Since January, Germany has seen nearly 600 cases of measles, resulting in the death of a 37-year-old mother of three in the city of Essen last week, according to German newspaper Deutsche Welle. On Thursday, Germany's parliament will vote on a new bill that would require kindergartens and other childcare centers to report parents who haven't vaccinated their kids. German parents who don't vaccinate their kids already face a fine of 2,500 euros — which converts to about $2,800 — but only if they are reported to health authorities: It's been up to individual childcare centers and kindergartens to make such reports.
The new law would require kindergartens to report the parents of any unvaccinated children, effectively levying every Germany parent who doesn't vaccinate their child with the hefty fine.

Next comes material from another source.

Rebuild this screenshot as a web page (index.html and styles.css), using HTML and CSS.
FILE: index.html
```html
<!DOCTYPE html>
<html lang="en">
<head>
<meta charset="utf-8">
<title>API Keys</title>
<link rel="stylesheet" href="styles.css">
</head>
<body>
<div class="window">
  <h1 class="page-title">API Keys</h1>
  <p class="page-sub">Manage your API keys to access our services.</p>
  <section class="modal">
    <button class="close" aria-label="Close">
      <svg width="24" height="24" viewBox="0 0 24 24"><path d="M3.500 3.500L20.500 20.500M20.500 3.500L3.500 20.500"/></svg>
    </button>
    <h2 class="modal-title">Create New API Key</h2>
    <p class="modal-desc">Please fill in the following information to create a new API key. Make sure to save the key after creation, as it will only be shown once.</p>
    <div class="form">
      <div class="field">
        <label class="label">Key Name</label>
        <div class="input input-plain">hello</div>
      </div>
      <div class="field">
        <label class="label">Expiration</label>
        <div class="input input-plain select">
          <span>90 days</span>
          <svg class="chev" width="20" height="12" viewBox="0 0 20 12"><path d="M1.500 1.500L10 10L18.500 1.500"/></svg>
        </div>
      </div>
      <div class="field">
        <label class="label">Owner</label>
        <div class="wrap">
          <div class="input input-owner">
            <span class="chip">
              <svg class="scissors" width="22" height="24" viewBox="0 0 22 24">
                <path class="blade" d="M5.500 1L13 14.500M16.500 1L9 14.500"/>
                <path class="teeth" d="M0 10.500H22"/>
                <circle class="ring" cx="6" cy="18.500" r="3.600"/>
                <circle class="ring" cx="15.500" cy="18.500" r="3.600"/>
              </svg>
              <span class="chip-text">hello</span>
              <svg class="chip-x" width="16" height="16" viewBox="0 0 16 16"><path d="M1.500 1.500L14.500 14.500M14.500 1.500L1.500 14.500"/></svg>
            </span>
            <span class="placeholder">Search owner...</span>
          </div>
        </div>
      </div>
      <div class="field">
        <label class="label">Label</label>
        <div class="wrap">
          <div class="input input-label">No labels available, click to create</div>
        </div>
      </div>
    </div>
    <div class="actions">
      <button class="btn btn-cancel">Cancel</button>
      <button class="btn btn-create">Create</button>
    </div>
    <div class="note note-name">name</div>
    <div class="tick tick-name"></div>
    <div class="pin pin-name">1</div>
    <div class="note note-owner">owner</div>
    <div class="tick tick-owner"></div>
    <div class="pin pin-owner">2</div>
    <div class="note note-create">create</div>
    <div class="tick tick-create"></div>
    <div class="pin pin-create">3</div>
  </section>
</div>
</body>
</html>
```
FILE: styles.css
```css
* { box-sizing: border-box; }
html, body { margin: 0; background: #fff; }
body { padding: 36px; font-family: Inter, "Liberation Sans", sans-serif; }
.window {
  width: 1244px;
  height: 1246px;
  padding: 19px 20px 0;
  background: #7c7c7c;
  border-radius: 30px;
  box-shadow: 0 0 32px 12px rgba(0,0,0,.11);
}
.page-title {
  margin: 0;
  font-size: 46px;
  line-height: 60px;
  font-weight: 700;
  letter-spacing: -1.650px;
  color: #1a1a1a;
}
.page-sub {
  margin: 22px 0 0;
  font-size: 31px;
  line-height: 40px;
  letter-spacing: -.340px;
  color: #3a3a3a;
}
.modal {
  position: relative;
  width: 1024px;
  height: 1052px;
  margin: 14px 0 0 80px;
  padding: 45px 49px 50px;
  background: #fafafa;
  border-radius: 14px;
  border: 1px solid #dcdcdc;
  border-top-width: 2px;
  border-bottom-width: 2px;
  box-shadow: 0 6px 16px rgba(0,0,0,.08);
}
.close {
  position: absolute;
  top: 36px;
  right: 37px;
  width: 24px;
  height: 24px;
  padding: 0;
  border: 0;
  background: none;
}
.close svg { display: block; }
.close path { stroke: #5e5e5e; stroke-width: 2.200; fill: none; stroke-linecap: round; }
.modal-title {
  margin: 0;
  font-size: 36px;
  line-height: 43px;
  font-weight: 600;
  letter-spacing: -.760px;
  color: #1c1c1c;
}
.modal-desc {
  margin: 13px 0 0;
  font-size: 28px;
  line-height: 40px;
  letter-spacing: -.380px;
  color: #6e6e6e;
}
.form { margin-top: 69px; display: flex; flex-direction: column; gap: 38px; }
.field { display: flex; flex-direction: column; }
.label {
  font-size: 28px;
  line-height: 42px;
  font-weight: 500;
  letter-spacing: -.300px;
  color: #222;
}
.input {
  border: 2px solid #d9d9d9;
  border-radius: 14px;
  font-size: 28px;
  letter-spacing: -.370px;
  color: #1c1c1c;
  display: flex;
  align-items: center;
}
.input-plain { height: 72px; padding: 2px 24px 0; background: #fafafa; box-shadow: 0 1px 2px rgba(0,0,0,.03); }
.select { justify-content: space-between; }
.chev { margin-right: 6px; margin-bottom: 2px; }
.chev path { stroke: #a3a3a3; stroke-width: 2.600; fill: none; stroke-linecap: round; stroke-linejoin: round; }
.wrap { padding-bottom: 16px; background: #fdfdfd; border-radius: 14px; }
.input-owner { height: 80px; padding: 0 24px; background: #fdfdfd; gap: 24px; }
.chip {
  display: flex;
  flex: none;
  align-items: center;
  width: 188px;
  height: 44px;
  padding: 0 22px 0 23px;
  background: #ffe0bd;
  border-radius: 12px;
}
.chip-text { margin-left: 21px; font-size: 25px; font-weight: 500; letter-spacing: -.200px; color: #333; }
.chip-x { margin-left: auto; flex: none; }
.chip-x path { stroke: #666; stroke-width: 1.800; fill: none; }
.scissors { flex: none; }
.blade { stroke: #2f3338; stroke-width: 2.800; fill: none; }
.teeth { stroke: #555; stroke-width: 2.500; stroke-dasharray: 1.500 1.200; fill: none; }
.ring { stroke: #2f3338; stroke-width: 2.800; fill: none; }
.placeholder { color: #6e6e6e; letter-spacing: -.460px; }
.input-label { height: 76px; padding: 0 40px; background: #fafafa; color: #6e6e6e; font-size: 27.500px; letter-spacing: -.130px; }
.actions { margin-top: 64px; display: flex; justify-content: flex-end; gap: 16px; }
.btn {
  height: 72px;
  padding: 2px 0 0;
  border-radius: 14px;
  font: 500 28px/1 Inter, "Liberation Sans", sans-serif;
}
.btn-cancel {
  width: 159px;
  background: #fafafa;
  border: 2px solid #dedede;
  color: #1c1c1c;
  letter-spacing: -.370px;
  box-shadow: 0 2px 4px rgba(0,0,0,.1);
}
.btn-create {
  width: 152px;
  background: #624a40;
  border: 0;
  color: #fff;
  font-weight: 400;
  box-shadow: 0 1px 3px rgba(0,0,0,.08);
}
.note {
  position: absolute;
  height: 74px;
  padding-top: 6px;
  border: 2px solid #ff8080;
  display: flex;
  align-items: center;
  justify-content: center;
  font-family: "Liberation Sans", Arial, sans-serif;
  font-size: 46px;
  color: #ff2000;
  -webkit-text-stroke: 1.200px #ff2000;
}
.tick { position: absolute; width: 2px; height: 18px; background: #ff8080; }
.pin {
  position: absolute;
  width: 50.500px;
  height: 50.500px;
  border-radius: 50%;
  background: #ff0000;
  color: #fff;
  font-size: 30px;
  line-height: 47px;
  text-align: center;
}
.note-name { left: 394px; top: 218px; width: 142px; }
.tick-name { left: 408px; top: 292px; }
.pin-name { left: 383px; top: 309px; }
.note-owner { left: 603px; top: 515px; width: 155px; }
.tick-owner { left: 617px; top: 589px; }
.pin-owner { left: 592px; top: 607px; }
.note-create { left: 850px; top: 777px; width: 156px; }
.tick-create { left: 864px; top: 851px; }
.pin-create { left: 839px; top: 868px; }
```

The move comes just two years after a massive 2015 measles outbreak in Germany that claimed the life of an 18-month-old toddler boy, and the nation's worst in nearly 20 years. Health Minister Hermann Gröhe put forth the bill into the country's parliament, telling German tabloid Bild, "The fact that people are still dying of measles cannot be a matter of indifference to anyone. That is why we are tightening the regulations on immunization."
Germany's decision to fine parents for not vaccinating their children echoes an ongoing effort by the international health community to eradicate entirely preventable diseases such as rubella, polio, diphtheria, and pertussis. Due to vaccine gaps, measles has become endemic in 14 European nations according to the World Health Organization, where the largest and worst measles outbreaks this year have been in Italy and Romania.

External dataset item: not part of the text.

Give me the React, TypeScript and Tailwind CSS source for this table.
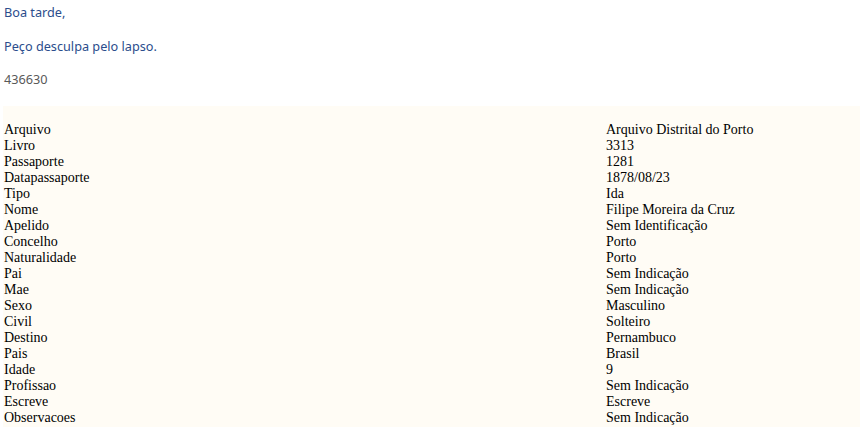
import React from "react";

const rows: [string, string][] = [
  ["Arquivo", "Arquivo Distrital do Porto"],
  ["Livro", "3313"],
  ["Passaporte", "1281"],
  ["Datapassaporte", "1878/08/23"],
  ["Tipo", "Ida"],
  ["Nome", "Filipe Moreira da Cruz"],
  ["Apelido", "Sem Identificação"],
  ["Concelho", "Porto"],
  ["Naturalidade", "Porto"],
  ["Pai", "Sem Indicação"],
  ["Mae", "Sem Indicação"],
  ["Sexo", "Masculino"],
  ["Civil", "Solteiro"],
  ["Destino", "Pernambuco"],
  ["Pais", "Brasil"],
  ["Idade", "9"],
  ["Profissao", "Sem Indicação"],
  ["Escreve", "Escreve"],
  ["Observacoes", "Sem Indicação"],
];

export default function App() {
  return (
    <div className="w-[862px] h-[441px] bg-white overflow-hidden">
      <div className="px-[4px] pt-[3px] text-[12.7px] leading-[18px] text-[#2b4d8c] [font-family:'Noto_Sans',sans-serif]">
        <p className="h-[18px]">Boa tarde,</p>
        <p className="h-[18px] mt-[16px]">Peço desculpa pelo lapso.</p>
        <p className="h-[18px] mt-[15px] text-[#595959]">436630</p>
      </div>
      <div className="mt-[18px] ml-[3px] mr-[2px] bg-[#fffcf5] pt-[16px] pb-[1px] text-[14px] leading-[16px] text-black [font-family:'Liberation_Serif',serif]">
        {rows.map(([k, v]) => (
          <div key={k} className="grid grid-cols-[603px_1fr] h-[16px]">
            <div className="pl-[1px]">{k}</div>
            <div>{v}</div>
          </div>
        ))}
      </div>
    </div>
  );
}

On May 19, Italy voted to mandate vaccinations for children up to age 6 and before they can enter nursery school; parents that fail to vaccinate their children, like Germany, also face fines. Unlike Germany however, parents who don't vaccinate their children in the United States don't face fines, as no state has laws issuing fines to parents of unvaccinated kids. But if Germany and Italy seem strict when it comes to compulsory vaccinations, parents who don't vaccinate their kids can face jail time — up to six months — in Uganda.

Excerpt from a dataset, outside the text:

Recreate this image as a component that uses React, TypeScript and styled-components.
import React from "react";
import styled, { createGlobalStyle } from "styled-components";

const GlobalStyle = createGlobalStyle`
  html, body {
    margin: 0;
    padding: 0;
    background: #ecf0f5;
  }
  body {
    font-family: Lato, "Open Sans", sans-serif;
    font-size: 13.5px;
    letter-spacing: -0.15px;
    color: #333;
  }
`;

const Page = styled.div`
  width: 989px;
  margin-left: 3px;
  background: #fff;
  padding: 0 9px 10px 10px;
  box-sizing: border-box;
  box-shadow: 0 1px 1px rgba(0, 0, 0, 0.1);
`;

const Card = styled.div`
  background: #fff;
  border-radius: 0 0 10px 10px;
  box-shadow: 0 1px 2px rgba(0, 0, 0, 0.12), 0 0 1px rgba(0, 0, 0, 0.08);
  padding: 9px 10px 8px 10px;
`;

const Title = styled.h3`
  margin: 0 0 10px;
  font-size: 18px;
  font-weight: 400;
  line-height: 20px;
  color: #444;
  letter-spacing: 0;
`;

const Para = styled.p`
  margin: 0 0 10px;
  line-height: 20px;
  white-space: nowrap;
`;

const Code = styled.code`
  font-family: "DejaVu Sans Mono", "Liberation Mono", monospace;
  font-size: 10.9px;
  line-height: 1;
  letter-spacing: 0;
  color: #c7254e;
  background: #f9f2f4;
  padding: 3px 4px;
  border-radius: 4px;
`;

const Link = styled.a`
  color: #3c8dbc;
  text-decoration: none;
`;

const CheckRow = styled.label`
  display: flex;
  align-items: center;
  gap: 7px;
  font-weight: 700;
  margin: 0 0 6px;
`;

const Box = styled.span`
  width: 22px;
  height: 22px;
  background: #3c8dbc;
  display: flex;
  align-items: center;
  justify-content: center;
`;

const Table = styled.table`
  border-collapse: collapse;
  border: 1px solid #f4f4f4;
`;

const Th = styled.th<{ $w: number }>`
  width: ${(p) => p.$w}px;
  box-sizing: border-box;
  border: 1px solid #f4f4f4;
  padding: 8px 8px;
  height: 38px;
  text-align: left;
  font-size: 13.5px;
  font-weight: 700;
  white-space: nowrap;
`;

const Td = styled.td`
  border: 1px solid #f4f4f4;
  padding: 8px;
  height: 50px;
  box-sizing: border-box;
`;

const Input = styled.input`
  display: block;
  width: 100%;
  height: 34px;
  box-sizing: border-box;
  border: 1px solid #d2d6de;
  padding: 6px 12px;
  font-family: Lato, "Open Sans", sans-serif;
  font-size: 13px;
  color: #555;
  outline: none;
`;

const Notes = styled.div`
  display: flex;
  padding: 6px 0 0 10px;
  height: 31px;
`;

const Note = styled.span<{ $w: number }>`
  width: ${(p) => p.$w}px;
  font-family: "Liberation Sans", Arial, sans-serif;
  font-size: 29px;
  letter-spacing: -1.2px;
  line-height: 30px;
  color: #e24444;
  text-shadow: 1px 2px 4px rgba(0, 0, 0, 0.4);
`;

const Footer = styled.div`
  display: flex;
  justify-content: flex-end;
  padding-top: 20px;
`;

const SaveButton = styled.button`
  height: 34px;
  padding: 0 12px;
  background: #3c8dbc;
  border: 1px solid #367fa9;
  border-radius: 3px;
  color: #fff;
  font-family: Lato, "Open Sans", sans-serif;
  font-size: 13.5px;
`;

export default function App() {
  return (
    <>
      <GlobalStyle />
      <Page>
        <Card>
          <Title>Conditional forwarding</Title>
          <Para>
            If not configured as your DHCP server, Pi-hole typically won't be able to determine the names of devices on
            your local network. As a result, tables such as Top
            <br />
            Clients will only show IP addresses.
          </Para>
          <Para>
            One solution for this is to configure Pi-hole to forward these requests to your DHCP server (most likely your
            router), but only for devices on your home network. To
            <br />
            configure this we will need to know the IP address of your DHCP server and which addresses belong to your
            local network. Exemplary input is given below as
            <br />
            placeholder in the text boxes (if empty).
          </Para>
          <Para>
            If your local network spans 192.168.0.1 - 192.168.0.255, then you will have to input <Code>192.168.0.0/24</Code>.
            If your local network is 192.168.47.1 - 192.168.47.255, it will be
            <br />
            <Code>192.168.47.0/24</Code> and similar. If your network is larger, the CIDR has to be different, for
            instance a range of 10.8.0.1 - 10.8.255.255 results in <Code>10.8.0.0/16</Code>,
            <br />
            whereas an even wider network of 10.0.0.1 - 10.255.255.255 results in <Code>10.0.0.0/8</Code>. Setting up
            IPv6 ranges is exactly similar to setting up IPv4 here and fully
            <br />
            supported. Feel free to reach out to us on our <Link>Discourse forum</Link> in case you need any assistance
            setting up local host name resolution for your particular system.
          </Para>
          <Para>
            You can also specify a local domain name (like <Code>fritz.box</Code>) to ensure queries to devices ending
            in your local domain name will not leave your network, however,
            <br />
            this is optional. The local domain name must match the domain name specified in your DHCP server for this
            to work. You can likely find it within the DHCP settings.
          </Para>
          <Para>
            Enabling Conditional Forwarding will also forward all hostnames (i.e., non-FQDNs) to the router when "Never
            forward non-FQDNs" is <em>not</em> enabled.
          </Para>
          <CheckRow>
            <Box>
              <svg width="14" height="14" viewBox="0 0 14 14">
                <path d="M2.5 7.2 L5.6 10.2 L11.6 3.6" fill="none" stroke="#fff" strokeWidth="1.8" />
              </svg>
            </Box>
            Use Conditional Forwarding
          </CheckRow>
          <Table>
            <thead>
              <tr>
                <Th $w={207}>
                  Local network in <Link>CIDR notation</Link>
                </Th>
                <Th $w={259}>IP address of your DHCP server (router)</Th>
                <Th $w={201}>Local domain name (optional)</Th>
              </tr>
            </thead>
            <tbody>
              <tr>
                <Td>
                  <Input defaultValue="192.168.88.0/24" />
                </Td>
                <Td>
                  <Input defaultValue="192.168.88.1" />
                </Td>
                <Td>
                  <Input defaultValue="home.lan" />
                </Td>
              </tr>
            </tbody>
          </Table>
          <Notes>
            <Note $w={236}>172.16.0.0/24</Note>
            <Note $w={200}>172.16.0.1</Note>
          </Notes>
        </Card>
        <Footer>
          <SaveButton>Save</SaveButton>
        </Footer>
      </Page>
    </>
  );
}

Despite the overwhelming evidence about the safety and efficacy of vaccines, it stands to reason that global vaccination rates should be as close to 100 percent as possible, especially in developed countries such as Germany, Italy, and the United States. Vaccinations enable herd immunity, making vaccines most important to the people who can't get them — such as people who may have certain allergies or reactions to vaccines, or babies and children who may be too young to get vaccinated.
Hopefully, Germany's drastic move will encourage more parents to do the right thing for the benefit of their own communities, and get their kids vaccinated pronto.